● WHAT NEEDS TO BE DONE
Give every line again exactly as it appears, please, but not the pictures.
########
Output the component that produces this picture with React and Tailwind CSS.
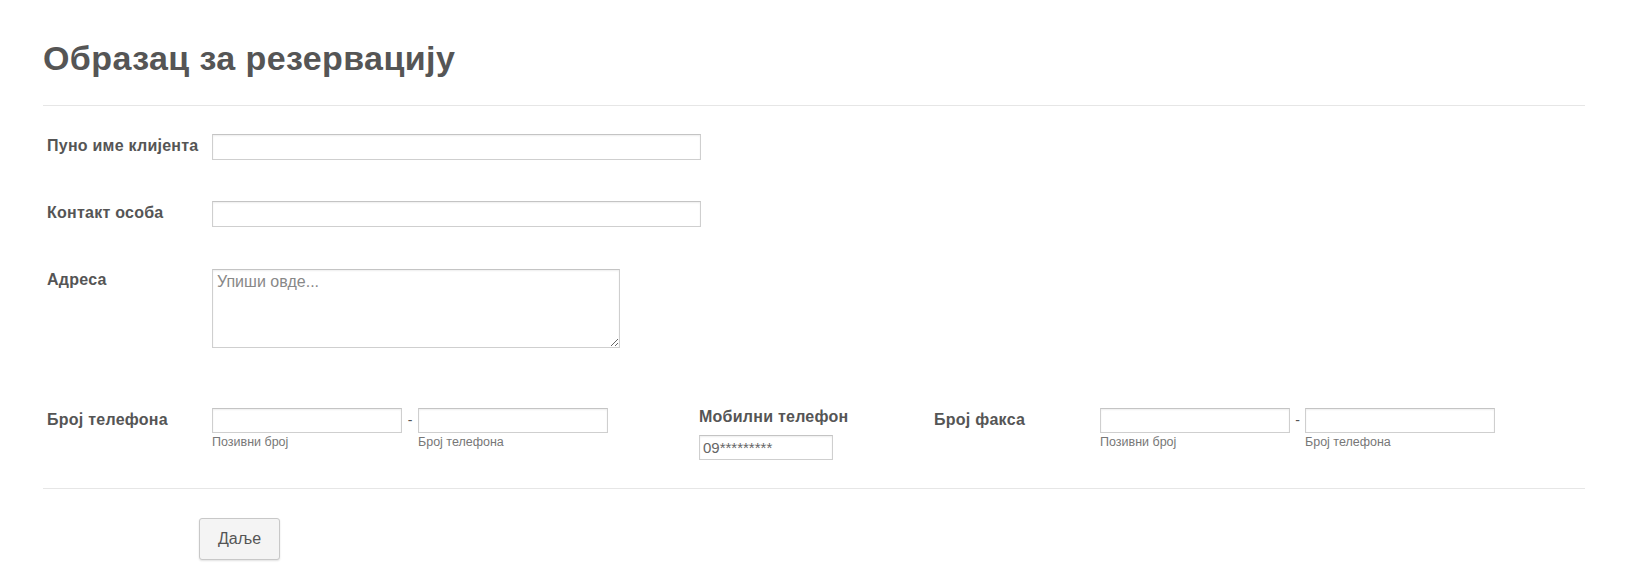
export default function App() {
  const font = { fontFamily: '"Liberation Sans", Arial, sans-serif' };
  const inputCls =
    "border border-[#cfcfcf] border-t-[#c4c4c4] bg-white shadow-[inset_0_1px_2px_rgba(0,0,0,0.07)] outline-none";
  const labelCls = "text-[16px] leading-[20px] font-bold tracking-[0.25px]";
  const subCls = "mt-[2px] text-[12.5px] leading-[14px] text-[#777]";

  return (
    <div className="min-h-screen bg-white text-[#555]" style={font}>
      <div className="px-[43px] pt-[39px]">
        {/* Header */}
        <div className="border-b border-[#e6e6e6] pb-[28px]">
          <h1 className="text-[34px] leading-[38px] font-bold tracking-[0.4px] text-[#555]">Образац за резервацију</h1>
        </div>

        {/* Client name */}
        <div className="flex items-start mt-[28px]">
          <label className={`w-[169px] pl-[4px] mt-[2px] ${labelCls}`}>Пуно име клијента</label>
          <input type="text" className={`${inputCls} w-[489px] h-[26px]`} />
        </div>

        {/* Contact */}
        <div className="flex items-start mt-[41px]">
          <label className={`w-[169px] pl-[4px] mt-[2px] ${labelCls}`}>Контакт особа</label>
          <input type="text" className={`${inputCls} w-[489px] h-[26px]`} />
        </div>

        {/* Address */}
        <div className="flex items-start mt-[42px]">
          <label className={`w-[169px] pl-[4px] mt-[1px] ${labelCls}`}>Адреса</label>
          <textarea
            placeholder="Упиши овде..."
            className={`${inputCls} w-[408px] h-[79px] px-[4px] py-[2px] text-[16px] leading-[20px] placeholder:text-[#888]`}
          />
        </div>

        {/* Phones */}
        <div className="flex items-start mt-[60px]">
          <div className="flex items-start w-[656px]">
            <label className={`w-[169px] pl-[4px] mt-[2px] ${labelCls}`}>Број телефона</label>
            <div className="flex items-start">
              <div className="flex flex-col">
                <input type="text" className={`${inputCls} w-[190px] h-[25px]`} />
                <span className={subCls}>Позивни број</span>
              </div>
              <span className="w-[16px] text-center text-[14px] leading-[25px]">-</span>
              <div className="flex flex-col">
                <input type="text" className={`${inputCls} w-[190px] h-[25px]`} />
                <span className={subCls}>Број телефона</span>
              </div>
            </div>
          </div>

          <div className="flex flex-col w-[235px] -mt-[1px]">
            <label className={labelCls}>Мобилни телефон</label>
            <input
              type="text"
              defaultValue="09*********"
              className={`${inputCls} mt-[8px] w-[134px] h-[25px] px-[3px] text-[15px] text-[#666]`}
            />
          </div>

          <div className="flex items-start">
            <label className={`w-[166px] mt-[2px] ${labelCls}`}>Број факса</label>
            <div className="flex items-start">
              <div className="flex flex-col">
                <input type="text" className={`${inputCls} w-[190px] h-[25px]`} />
                <span className={subCls}>Позивни број</span>
              </div>
              <span className="w-[15px] text-center text-[14px] leading-[25px]">-</span>
              <div className="flex flex-col">
                <input type="text" className={`${inputCls} w-[190px] h-[25px]`} />
                <span className={subCls}>Број телефона</span>
              </div>
            </div>
          </div>
        </div>

        {/* Footer */}
        <div className="mt-[28px] border-t border-[#e6e6e6] pt-[29px] pl-[156px]">
          <button className="w-[81px] h-[42px] rounded-[3px] border border-[#c8c8c8] bg-[#f4f4f4] text-[16px] text-[#555] shadow-[0_1px_2px_rgba(0,0,0,0.12)]">
            Даље
          </button>
        </div>
      </div>
    </div>
  );
}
########
● WORKED SOLUTION
Output the component that produces this picture with React and Tailwind CSS.
export default function App() {
  const font = { fontFamily: '"Liberation Sans", Arial, sans-serif' };
  const inputCls =
    "border border-[#cfcfcf] border-t-[#c4c4c4] bg-white shadow-[inset_0_1px_2px_rgba(0,0,0,0.07)] outline-none";
  const labelCls = "text-[16px] leading-[20px] font-bold tracking-[0.25px]";
  const subCls = "mt-[2px] text-[12.5px] leading-[14px] text-[#777]";

  return (
    <div className="min-h-screen bg-white text-[#555]" style={font}>
      <div className="px-[43px] pt-[39px]">
        {/* Header */}
        <div className="border-b border-[#e6e6e6] pb-[28px]">
          <h1 className="text-[34px] leading-[38px] font-bold tracking-[0.4px] text-[#555]">Образац за резервацију</h1>
        </div>

        {/* Client name */}
        <div className="flex items-start mt-[28px]">
          <label className={`w-[169px] pl-[4px] mt-[2px] ${labelCls}`}>Пуно име клијента</label>
          <input type="text" className={`${inputCls} w-[489px] h-[26px]`} />
        </div>

        {/* Contact */}
        <div className="flex items-start mt-[41px]">
          <label className={`w-[169px] pl-[4px] mt-[2px] ${labelCls}`}>Контакт особа</label>
          <input type="text" className={`${inputCls} w-[489px] h-[26px]`} />
        </div>

        {/* Address */}
        <div className="flex items-start mt-[42px]">
          <label className={`w-[169px] pl-[4px] mt-[1px] ${labelCls}`}>Адреса</label>
          <textarea
            placeholder="Упиши овде..."
            className={`${inputCls} w-[408px] h-[79px] px-[4px] py-[2px] text-[16px] leading-[20px] placeholder:text-[#888]`}
          />
        </div>

        {/* Phones */}
        <div className="flex items-start mt-[60px]">
          <div className="flex items-start w-[656px]">
            <label className={`w-[169px] pl-[4px] mt-[2px] ${labelCls}`}>Број телефона</label>
            <div className="flex items-start">
              <div className="flex flex-col">
                <input type="text" className={`${inputCls} w-[190px] h-[25px]`} />
                <span className={subCls}>Позивни број</span>
              </div>
              <span className="w-[16px] text-center text-[14px] leading-[25px]">-</span>
              <div className="flex flex-col">
                <input type="text" className={`${inputCls} w-[190px] h-[25px]`} />
                <span className={subCls}>Број телефона</span>
              </div>
            </div>
          </div>

          <div className="flex flex-col w-[235px] -mt-[1px]">
            <label className={labelCls}>Мобилни телефон</label>
            <input
              type="text"
              defaultValue="09*********"
              className={`${inputCls} mt-[8px] w-[134px] h-[25px] px-[3px] text-[15px] text-[#666]`}
            />
          </div>

          <div className="flex items-start">
            <label className={`w-[166px] mt-[2px] ${labelCls}`}>Број факса</label>
            <div className="flex items-start">
              <div className="flex flex-col">
                <input type="text" className={`${inputCls} w-[190px] h-[25px]`} />
                <span className={subCls}>Позивни број</span>
              </div>
              <span className="w-[15px] text-center text-[14px] leading-[25px]">-</span>
              <div className="flex flex-col">
                <input type="text" className={`${inputCls} w-[190px] h-[25px]`} />
                <span className={subCls}>Број телефона</span>
              </div>
            </div>
          </div>
        </div>

        {/* Footer */}
        <div className="mt-[28px] border-t border-[#e6e6e6] pt-[29px] pl-[156px]">
          <button className="w-[81px] h-[42px] rounded-[3px] border border-[#c8c8c8] bg-[#f4f4f4] text-[16px] text-[#555] shadow-[0_1px_2px_rgba(0,0,0,0.12)]">
            Даље
          </button>
        </div>
      </div>
    </div>
  );
}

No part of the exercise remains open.